[start of SUPPLIED INFORMATION]
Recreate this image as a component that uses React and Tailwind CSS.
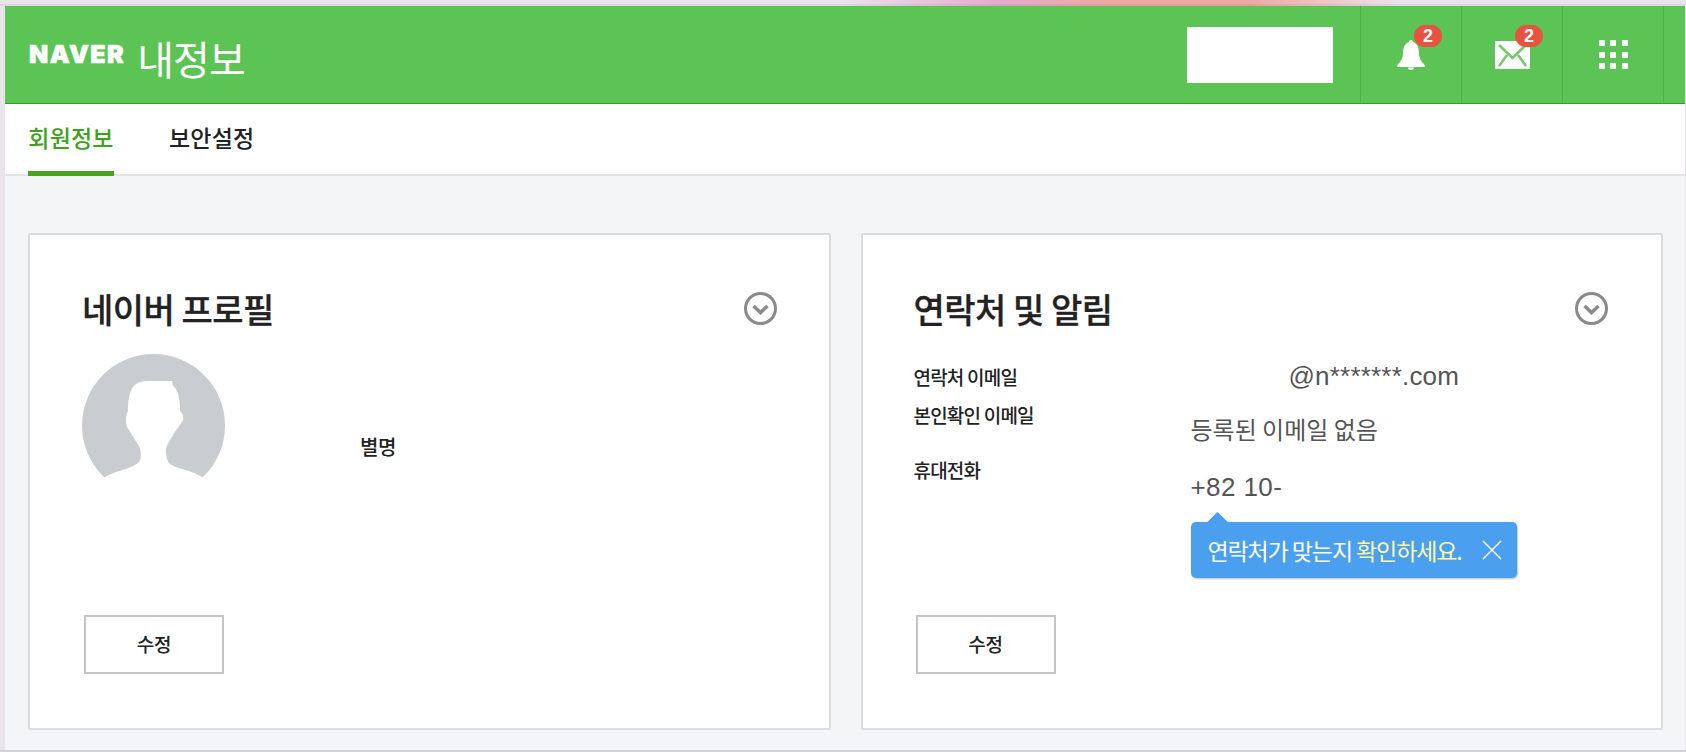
const KR = "font-['Noto_Sans_CJK_KR','Noto_Sans',sans-serif]";

const Bell = () => (
  <svg width="28" height="30" viewBox="0 0 28 30" fill="#fff">
    <path d="M14 0c-1.500 0-2 1-2 2C7.500 3.500 6 8 6 13c0 4-1 6.500-3 9-1 1.200-3 2.500-3 4 0 .8.600 1 1.500 1h25c.9 0 1.500-.2 1.500-1 0-1.500-2-2.800-3-4-2-2.500-3-5-3-9 0-5-1.500-9.500-6-11 0-1-.5-2-2-2z" />
    <path d="M11 27.500h6c0 1.500-1.300 2.500-3 2.500s-3-1-3-2.500z" />
  </svg>
);

const Mail = () => (
  <svg width="35" height="28" viewBox="0 0 35 28">
    <rect width="35" height="28" fill="#fff" />
    <path d="M4 4l13.500 13L31 4M4 25l8-11M31 25l-8-11" fill="none" stroke="#6fcb68" strokeWidth="2.500" />
  </svg>
);

const Badge = () => (
  <span className="absolute top-[19px] left-[53px] flex h-[22px] w-[28px] items-center justify-center rounded-full bg-[#e8523f] font-['Liberation_Sans',sans-serif] text-[18px] leading-none font-bold text-white">
    2
  </span>
);

const Chevron = () => (
  <svg width="35" height="35" viewBox="0 0 35 35" fill="none" stroke="#8a8a8a">
    <circle cx="17.500" cy="17.500" r="15" strokeWidth="3" />
    <path d="M10.500 15l7 6.500 7-6.500" strokeWidth="3.500" />
  </svg>
);

const EditButton = () => (
  <button className={`${KR} mt-auto ml-[2px] h-[59px] w-[140px] border-2 border-[#c4c4c4] bg-white text-[19px] font-medium tracking-[-0.3px] text-[#222]`}>
    수정
  </button>
);

const Avatar = () => (
  <svg width="143" height="143" viewBox="0 0 143 143" className="shrink-0">
    <circle cx="71.500" cy="71.500" r="71.500" fill="#c9ccd1" />
    <path
      fill="#fff"
      d="M23 123C35 116 55 114 58 106C60 100 58 96 58 94C55 88 50 82 47 76C43 72 43 62 46 57C46 42 48 27 65 27L90 27L91 32C97 36 98 48 98 57C102 60 102 66 100 68C97 73 92 78 90 83C87 88 84 92 84 96C84 102 85 107 88 110C95 115 110 116 120 123L143 143L0 143Z"
    />
  </svg>
);

const CardTitle = ({ children }) => (
  <div className="mb-[27px] flex h-[37px] items-center justify-between">
    <h2 className={`${KR} text-[34px] leading-[36px] font-medium tracking-[-0.5px] text-[#222] [-webkit-text-stroke:0.3px_#222]`}>{children}</h2>
    <Chevron />
  </div>
);

export default function App() {
  return (
    <div className="flex h-[752px] w-[1686px] flex-col overflow-hidden bg-[#e8e4ea]">
      {/* top strip of the window behind */}
      <div className="h-[6px] shrink-0 border-b-2 border-b-black/5 bg-[linear-gradient(90deg,#e8e4ea_50%,#e3aecb_59%,#efa8a2_66%,#efa8a2_74%,#e8e4ea_83%)]" />

      <div className="ml-[5px] mr-[1px] flex h-[744px] flex-col bg-[#f4f5f7]">
        <header className="flex h-[98px] shrink-0 items-stretch border-b border-b-[#2f9f1e] bg-[#5bc454] pl-[24px]">
          <div className="flex items-center">
            <span className="font-['Inter',sans-serif] text-[25px] leading-none font-black tracking-[1.5px] text-white [-webkit-text-stroke:0.6px_white]">NAVER</span>
            <span className={`${KR} mt-[6px] ml-[12px] text-[40px] leading-none font-normal tracking-[-1px] text-white`}>내정보</span>
          </div>

          <div className="ml-auto flex items-center">
            <div className="mr-[27px] h-[56px] w-[146px] bg-white" />
          </div>
          {/* bell, mail, apps */}
          <div className="relative flex w-[101px] items-center justify-center border-l border-l-[#4fb048]">
            <Bell />
            <Badge />
          </div>
          <div className="relative flex w-[101px] items-center justify-center border-l border-l-[#4fb048]">
            <Mail />
            <Badge />
          </div>
          <div className="flex w-[101px] items-center justify-center border-l border-l-[#4fb048]">
            <div className="grid grid-cols-3 gap-[5.500px]">
              {Array.from({ length: 9 }).map((_, i) => (
                <span key={i} className="h-[6px] w-[6px] rounded-[1px] bg-white" />
              ))}
            </div>
          </div>
          <div className="w-[22px] border-l border-l-[#4fb048]" />
        </header>

        <nav className={`${KR} flex h-[72px] shrink-0 items-stretch gap-[55px] border-b-2 border-b-[#e4e4e6] bg-white pl-[23px] text-[23px] font-medium`}>
          <a className="-mb-[2px] flex w-[86px] items-center justify-center border-b-[5px] border-b-[#46a41f] whitespace-nowrap tracking-[0.2px] text-[#3fa21d]">회원정보</a>
          <a className="flex items-center pb-[3px] tracking-[0.2px] text-[#222]">보안설정</a>
        </nav>

        <main className="flex flex-1 gap-[30px] pt-[57px] pr-[22px] pb-[20px] pl-[23px]">
          <section className="flex flex-1 flex-col rounded-[2px] border-2 border-[#dcdce0] bg-white pt-[55px] pr-[51px] pb-[54px] pl-[52px]">
            <CardTitle>네이버 프로필</CardTitle>
            <div className="flex">
              <Avatar />
              <div className={`${KR} ml-[135px] pt-[81px] text-[20px] leading-[24px] font-medium tracking-[-0.5px] text-[#222]`}>별명</div>
            </div>
            <EditButton />
          </section>

          <section className="flex flex-1 flex-col rounded-[2px] border-2 border-[#dcdce0] bg-white pt-[55px] pr-[52px] pb-[54px] pl-[51px]">
            <CardTitle>연락처 및 알림</CardTitle>

            <div className={`${KR} mt-[11px] text-[19px] leading-[24px] font-medium tracking-[-0.8px] text-[#222]`}>
              <div className="flex h-[38px] items-start">
                <div className="w-[277px]">연락처 이메일</div>
                <div className="-mt-[4px] pl-[98px] font-['Liberation_Sans',sans-serif] text-[26px] leading-[30px] font-normal tracking-[0.2px] text-[#555]">@n*******.com</div>
              </div>
              <div className="flex h-[55px] items-start">
                <div className="w-[277px]">본인확인 이메일</div>
                <div className="mt-[11px] text-[24px] leading-[30px] font-normal tracking-[0px] text-[#555]">등록된 이메일 없음</div>
              </div>
              <div className="flex items-start">
                <div className="w-[277px]">휴대전화</div>
                <div className="mt-[14px]">
                  <div className="font-['Liberation_Sans',sans-serif] text-[26px] leading-[30px] font-normal tracking-[0.4px] text-[#555]">+82 10-</div>
                  <div className="relative mt-[20px] flex h-[56px] w-[326px] items-center justify-between rounded-[5px] bg-[#4aa0ef] pr-[15px] pl-[17px] text-[23px] font-normal tracking-[-1.1px] text-white shadow-[1px_1px_2px_rgba(0,0,0,0.25)]">
                    <span className="absolute top-[-7px] left-[19px] h-[15px] w-[15px] rotate-45 rounded-[1px] bg-[#4aa0ef]" />
                    <span className="relative">
                      연락처가 맞는지 <span className="text-[#fdf8a8]">확인하세요.</span>
                    </span>
                    <svg width="20" height="20" viewBox="0 0 20 20" stroke="#fff" strokeWidth="1.500">
                      <path d="M1 1l18 18M19 1L1 19" />
                    </svg>
                  </div>
                </div>
              </div>
            </div>
            <EditButton />
          </section>
        </main>
      </div>
      <div className="h-[2px] shrink-0 bg-[#d4d2d6]" />
    </div>
  );
}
[end of SUPPLIED INFORMATION]
■ **TASK DESCRIPTION**:
Keep the pictures out of the copy and write out the data exactly as it stands.

■ **EXPECTED ANSWER**:
Recreate this image as a component that uses React and Tailwind CSS.
const KR = "font-['Noto_Sans_CJK_KR','Noto_Sans',sans-serif]";

const Bell = () => (
  <svg width="28" height="30" viewBox="0 0 28 30" fill="#fff">
    <path d="M14 0c-1.500 0-2 1-2 2C7.500 3.500 6 8 6 13c0 4-1 6.500-3 9-1 1.200-3 2.500-3 4 0 .8.600 1 1.500 1h25c.9 0 1.500-.2 1.500-1 0-1.500-2-2.800-3-4-2-2.500-3-5-3-9 0-5-1.500-9.500-6-11 0-1-.5-2-2-2z" />
    <path d="M11 27.500h6c0 1.500-1.300 2.500-3 2.500s-3-1-3-2.500z" />
  </svg>
);

const Mail = () => (
  <svg width="35" height="28" viewBox="0 0 35 28">
    <rect width="35" height="28" fill="#fff" />
    <path d="M4 4l13.500 13L31 4M4 25l8-11M31 25l-8-11" fill="none" stroke="#6fcb68" strokeWidth="2.500" />
  </svg>
);

const Badge = () => (
  <span className="absolute top-[19px] left-[53px] flex h-[22px] w-[28px] items-center justify-center rounded-full bg-[#e8523f] font-['Liberation_Sans',sans-serif] text-[18px] leading-none font-bold text-white">
    2
  </span>
);

const Chevron = () => (
  <svg width="35" height="35" viewBox="0 0 35 35" fill="none" stroke="#8a8a8a">
    <circle cx="17.500" cy="17.500" r="15" strokeWidth="3" />
    <path d="M10.500 15l7 6.500 7-6.500" strokeWidth="3.500" />
  </svg>
);

const EditButton = () => (
  <button className={`${KR} mt-auto ml-[2px] h-[59px] w-[140px] border-2 border-[#c4c4c4] bg-white text-[19px] font-medium tracking-[-0.3px] text-[#222]`}>
    수정
  </button>
);

const Avatar = () => (
  <svg width="143" height="143" viewBox="0 0 143 143" className="shrink-0">
    <circle cx="71.500" cy="71.500" r="71.500" fill="#c9ccd1" />
    <path
      fill="#fff"
      d="M23 123C35 116 55 114 58 106C60 100 58 96 58 94C55 88 50 82 47 76C43 72 43 62 46 57C46 42 48 27 65 27L90 27L91 32C97 36 98 48 98 57C102 60 102 66 100 68C97 73 92 78 90 83C87 88 84 92 84 96C84 102 85 107 88 110C95 115 110 116 120 123L143 143L0 143Z"
    />
  </svg>
);

const CardTitle = ({ children }) => (
  <div className="mb-[27px] flex h-[37px] items-center justify-between">
    <h2 className={`${KR} text-[34px] leading-[36px] font-medium tracking-[-0.5px] text-[#222] [-webkit-text-stroke:0.3px_#222]`}>{children}</h2>
    <Chevron />
  </div>
);

export default function App() {
  return (
    <div className="flex h-[752px] w-[1686px] flex-col overflow-hidden bg-[#e8e4ea]">
      {/* top strip of the window behind */}
      <div className="h-[6px] shrink-0 border-b-2 border-b-black/5 bg-[linear-gradient(90deg,#e8e4ea_50%,#e3aecb_59%,#efa8a2_66%,#efa8a2_74%,#e8e4ea_83%)]" />

      <div className="ml-[5px] mr-[1px] flex h-[744px] flex-col bg-[#f4f5f7]">
        <header className="flex h-[98px] shrink-0 items-stretch border-b border-b-[#2f9f1e] bg-[#5bc454] pl-[24px]">
          <div className="flex items-center">
            <span className="font-['Inter',sans-serif] text-[25px] leading-none font-black tracking-[1.5px] text-white [-webkit-text-stroke:0.6px_white]">NAVER</span>
            <span className={`${KR} mt-[6px] ml-[12px] text-[40px] leading-none font-normal tracking-[-1px] text-white`}>내정보</span>
          </div>

          <div className="ml-auto flex items-center">
            <div className="mr-[27px] h-[56px] w-[146px] bg-white" />
          </div>
          {/* bell, mail, apps */}
          <div className="relative flex w-[101px] items-center justify-center border-l border-l-[#4fb048]">
            <Bell />
            <Badge />
          </div>
          <div className="relative flex w-[101px] items-center justify-center border-l border-l-[#4fb048]">
            <Mail />
            <Badge />
          </div>
          <div className="flex w-[101px] items-center justify-center border-l border-l-[#4fb048]">
            <div className="grid grid-cols-3 gap-[5.500px]">
              {Array.from({ length: 9 }).map((_, i) => (
                <span key={i} className="h-[6px] w-[6px] rounded-[1px] bg-white" />
              ))}
            </div>
          </div>
          <div className="w-[22px] border-l border-l-[#4fb048]" />
        </header>

        <nav className={`${KR} flex h-[72px] shrink-0 items-stretch gap-[55px] border-b-2 border-b-[#e4e4e6] bg-white pl-[23px] text-[23px] font-medium`}>
          <a className="-mb-[2px] flex w-[86px] items-center justify-center border-b-[5px] border-b-[#46a41f] whitespace-nowrap tracking-[0.2px] text-[#3fa21d]">회원정보</a>
          <a className="flex items-center pb-[3px] tracking-[0.2px] text-[#222]">보안설정</a>
        </nav>

        <main className="flex flex-1 gap-[30px] pt-[57px] pr-[22px] pb-[20px] pl-[23px]">
          <section className="flex flex-1 flex-col rounded-[2px] border-2 border-[#dcdce0] bg-white pt-[55px] pr-[51px] pb-[54px] pl-[52px]">
            <CardTitle>네이버 프로필</CardTitle>
            <div className="flex">
              <Avatar />
              <div className={`${KR} ml-[135px] pt-[81px] text-[20px] leading-[24px] font-medium tracking-[-0.5px] text-[#222]`}>별명</div>
            </div>
            <EditButton />
          </section>

          <section className="flex flex-1 flex-col rounded-[2px] border-2 border-[#dcdce0] bg-white pt-[55px] pr-[52px] pb-[54px] pl-[51px]">
            <CardTitle>연락처 및 알림</CardTitle>

            <div className={`${KR} mt-[11px] text-[19px] leading-[24px] font-medium tracking-[-0.8px] text-[#222]`}>
              <div className="flex h-[38px] items-start">
                <div className="w-[277px]">연락처 이메일</div>
                <div className="-mt-[4px] pl-[98px] font-['Liberation_Sans',sans-serif] text-[26px] leading-[30px] font-normal tracking-[0.2px] text-[#555]">@n*******.com</div>
              </div>
              <div className="flex h-[55px] items-start">
                <div className="w-[277px]">본인확인 이메일</div>
                <div className="mt-[11px] text-[24px] leading-[30px] font-normal tracking-[0px] text-[#555]">등록된 이메일 없음</div>
              </div>
              <div className="flex items-start">
                <div className="w-[277px]">휴대전화</div>
                <div className="mt-[14px]">
                  <div className="font-['Liberation_Sans',sans-serif] text-[26px] leading-[30px] font-normal tracking-[0.4px] text-[#555]">+82 10-</div>
                  <div className="relative mt-[20px] flex h-[56px] w-[326px] items-center justify-between rounded-[5px] bg-[#4aa0ef] pr-[15px] pl-[17px] text-[23px] font-normal tracking-[-1.1px] text-white shadow-[1px_1px_2px_rgba(0,0,0,0.25)]">
                    <span className="absolute top-[-7px] left-[19px] h-[15px] w-[15px] rotate-45 rounded-[1px] bg-[#4aa0ef]" />
                    <span className="relative">
                      연락처가 맞는지 <span className="text-[#fdf8a8]">확인하세요.</span>
                    </span>
                    <svg width="20" height="20" viewBox="0 0 20 20" stroke="#fff" strokeWidth="1.500">
                      <path d="M1 1l18 18M19 1L1 19" />
                    </svg>
                  </div>
                </div>
              </div>
            </div>
            <EditButton />
          </section>
        </main>
      </div>
      <div className="h-[2px] shrink-0 bg-[#d4d2d6]" />
    </div>
  );
}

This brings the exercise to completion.